If you’ve read this far, I heartily congratulate you. This is heavy stuff, and it’s summer, for crying out loud. We’re supposed to relax and have fun, not fix problems.
The thing is, though, that adopting a new habit is often easier when our regular routine has been upended. Habit expert Gretchen Rubin calls this the "clean slate" strategy. Summer tends to bring several changes in routine (vacations, summer work schedules, etc.). Using the existing change to start a new beneficial practice is a smart idea and may be worth fitting in this summer along with trips to the beach or family barbecues.
If you’re up for it, take some time to think about a situation you’ve experienced in the past where your emotions got the better of you, and practice applying these steps in hindsight.
- Identify the signs that the downward spiral was about to begin.
- Practice letting the situation (awful as it may have been) exist without trying to change it right away.
- Ask yourself good questions to understand the situation better.
- Work to recognize that this problem does not define you.
This may give you a tangible frame of reference the next time you’re faced with an emotionally charged situation you wish to handle well.
Does this seem like too much right now?
No worries.
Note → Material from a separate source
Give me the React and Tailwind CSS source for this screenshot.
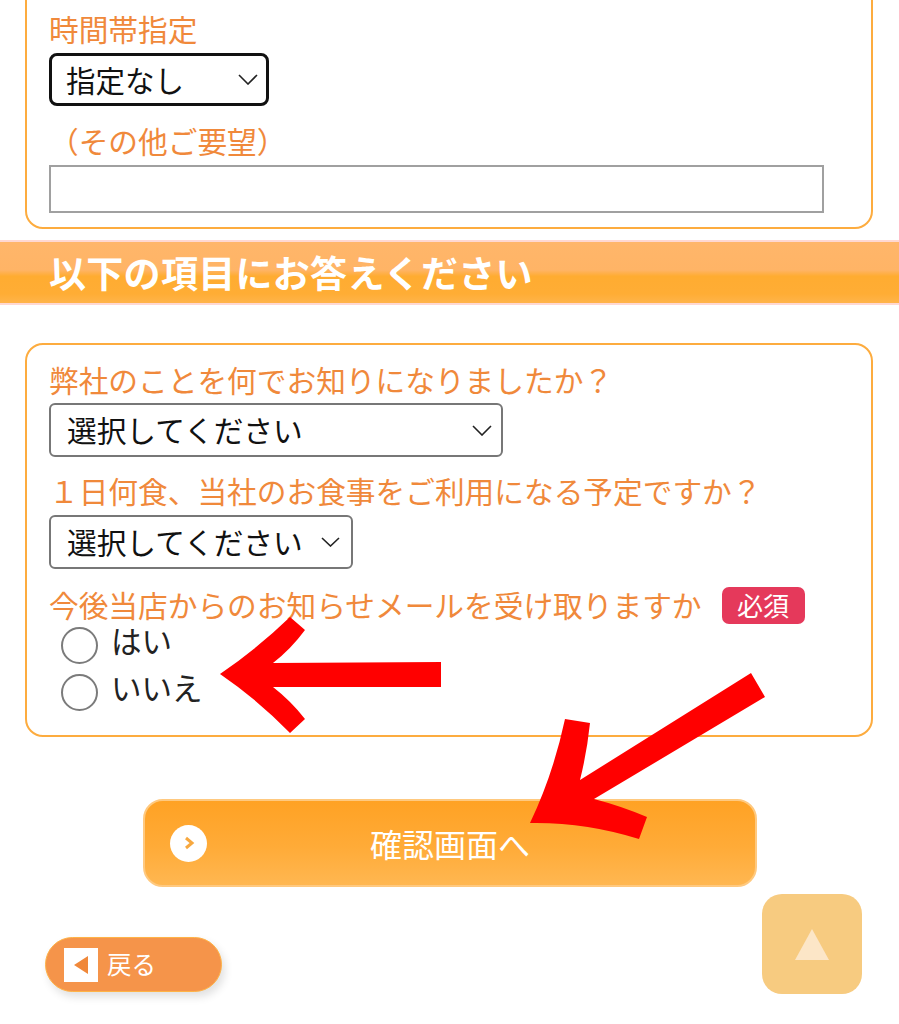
const Label = ({ children, className = "" }) => (
  <p className={`text-[29.7px] leading-[36px] text-[#f0893b] whitespace-nowrap ${className}`}>
    {children}
  </p>
);

const Chevron = ({ w = 20, h = 11 }) => (
  <svg width={w} height={h} viewBox={`0 0 ${w} ${h}`} className="shrink-0">
    <polyline
      points={`1,1 ${w / 2},${h - 1} ${w - 1},1`}
      fill="none"
      stroke="#222"
      strokeWidth="1.6"
    />
  </svg>
);

const Radio = ({ label }) => (
  <div className="flex h-[47px] items-start">
    <span className="ml-[12px] mt-[4px] h-[37px] w-[37px] shrink-0 rounded-full border-2 border-[#7b7b7b] bg-white" />
    <span className="ml-[13px] mt-[2px] text-[30.5px] leading-[30px] text-[#222]">{label}</span>
  </div>
);

const Arrows = () => (
  <svg
    width="899"
    height="1024"
    viewBox="0 0 899 1024"
    className="pointer-events-none absolute left-0 top-0"
  >
    {/* left-pointing arrow next to the radios */}
    <path
      d="M220,674 Q258,648 290,617 L305,630 Q291,649 273,663 L441,662 L441,687 L273,687 Q291,701 305,719 L290,733 Q258,700 220,674 Z"
      fill="#ff0000"
    />
    {/* diagonal arrow onto the confirm button */}
    <path
      d="M751,673 L765,697 L594,799 Q621,806 647,817 L639,839 Q585,822 530,823 Q553,775 565,719 L590,723 Q587,752 580,780 Z"
      fill="#ff0000"
    />
  </svg>
);

export default function App() {
  return (
    <div className="relative h-[1024px] w-[899px] overflow-hidden bg-white font-['Noto_Sans_CJK_JP','Noto_Sans',sans-serif]">
      {/* delivery time box (top cut off) */}
      <section className="-mt-[20px] ml-[25px] w-[848px] rounded-[18px] border-2 border-[#fdac3f] pb-[14px] pl-[22px] pt-[29px]">
        <Label>時間帯指定</Label>
        <div className="mt-[6px] flex h-[53px] w-[220px] items-center justify-between rounded-[8px] border-[3.5px] border-[#111] pl-[14px] pr-[8px]">
          <span className="text-[29.5px] leading-none text-[#111]">指定なし</span>
          <Chevron />
        </div>
        <Label className="mt-[17px]">（その他ご要望）</Label>
        <div className="mt-[6px] h-[48px] w-[775px] border-2 border-[#a0a0a0] bg-white" />
      </section>

      {/* section heading band */}
      <div className="mt-[11px] flex h-[65px] items-center border-y-2 border-[#ffd8d2] bg-[linear-gradient(to_bottom,#ffb66a_0%,#ffb466_46%,#ffac31_56%,#ffad35_85%,#ffb44a_100%)] pl-[49px]">
        <h2 className="text-[37px] font-bold leading-none tracking-[0.3px] text-white">
          以下の項目にお答えください
        </h2>
      </div>

      {/* questionnaire box */}
      <section className="ml-[25px] mt-[38px] w-[848px] rounded-[18px] border-2 border-[#fdac3f] pb-[18px] pl-[22px] pt-[17px]">
        <Label>弊社のことを何でお知りになりましたか？</Label>
        <div className="mt-[5px] flex h-[54px] w-[454px] items-center justify-between rounded-[6px] border-2 border-[#777] pl-[16px] pr-[9px]">
          <span className="text-[29.7px] leading-none text-[#111]">選択してください</span>
          <Chevron />
        </div>
        <Label className="mt-[16px]">１日何食、当社のお食事をご利用になる予定ですか？</Label>
        <div className="mt-[6px] flex h-[54px] w-[304px] items-center justify-between rounded-[6px] border-2 border-[#777] pl-[16px] pr-[11px]">
          <span className="text-[29.7px] leading-none text-[#111]">選択してください</span>
          <Chevron w={19} h={10} />
        </div>
        <div className="mt-[18px] flex h-[36px] items-center">
          <Label>今後当店からのお知らせメールを受け取りますか</Label>
          <span className="ml-[20px] flex h-[37px] w-[83px] items-center justify-center rounded-[7px] bg-[#e5395b] text-[26px] leading-none text-white">
            必須
          </span>
        </div>
        <Radio label="はい" />
        <Radio label="いいえ" />
      </section>

      {/* confirm button */}
      <button className="ml-[143px] mt-[62px] grid h-[88px] w-[614px] grid-cols-[1fr_auto_1fr] items-center rounded-[20px] border-2 border-[#ffc97f] bg-[linear-gradient(to_bottom,#ffa224_0%,#ffab38_55%,#ffb751_100%)]">
        <span className="ml-[25px] flex h-[37px] w-[37px] items-center justify-center rounded-full bg-white">
          <svg width="12" height="14" viewBox="0 0 12 14">
            <polyline points="3,2 9,7 3,12" fill="none" stroke="#f7a83f" strokeWidth="3" />
          </svg>
        </span>
        <span className="text-[32px] leading-none text-white">確認画面へ</span>
        <span />
      </button>

      {/* back button */}
      <button className="ml-[45px] mt-[50px] flex h-[55px] w-[177px] items-center rounded-full border-[1.5px] border-[#ffb347] bg-[#f5944a] pl-[18px] shadow-[3px_5px_8px_rgba(0,0,0,0.12)]">
        <span className="flex h-[34px] w-[34px] items-center justify-center bg-white">
          <svg width="15" height="18" viewBox="0 0 15 18">
            <polygon points="0,9 14,0 14,18" fill="#f0883a" />
          </svg>
        </span>
        <span className="ml-[9px] text-[24.5px] leading-none text-white">戻る</span>
      </button>

      {/* floating page-top button */}
      <div className="absolute bottom-[30px] right-[37px] flex h-[100px] w-[100px] items-center justify-center rounded-[20px] bg-[#f7cb80]">
        <svg width="34" height="31" viewBox="0 0 34 31">
          <polygon points="17,0 34,31 0,31" fill="#fce6c7" />
        </svg>
      </div>

      <Arrows />
    </div>
  );
}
Consider taking just one small, slow “turtle step”. Pick one part of the RAIN strategy and nibble on it a bit over the summer.
Still too much?
No problem! Just tuck this information in a back corner of your brain and let it marinate for a while. Maybe at some point in the future, when you’re stuck in an emotionally charged situation and desperate to navigate it well, these ideas will pop into your head and give you a way forward. No need to act on anything right now.
In the meantime, go enjoy some fun in the sun. And at the next family gathering, toast an extra marshmallow for me.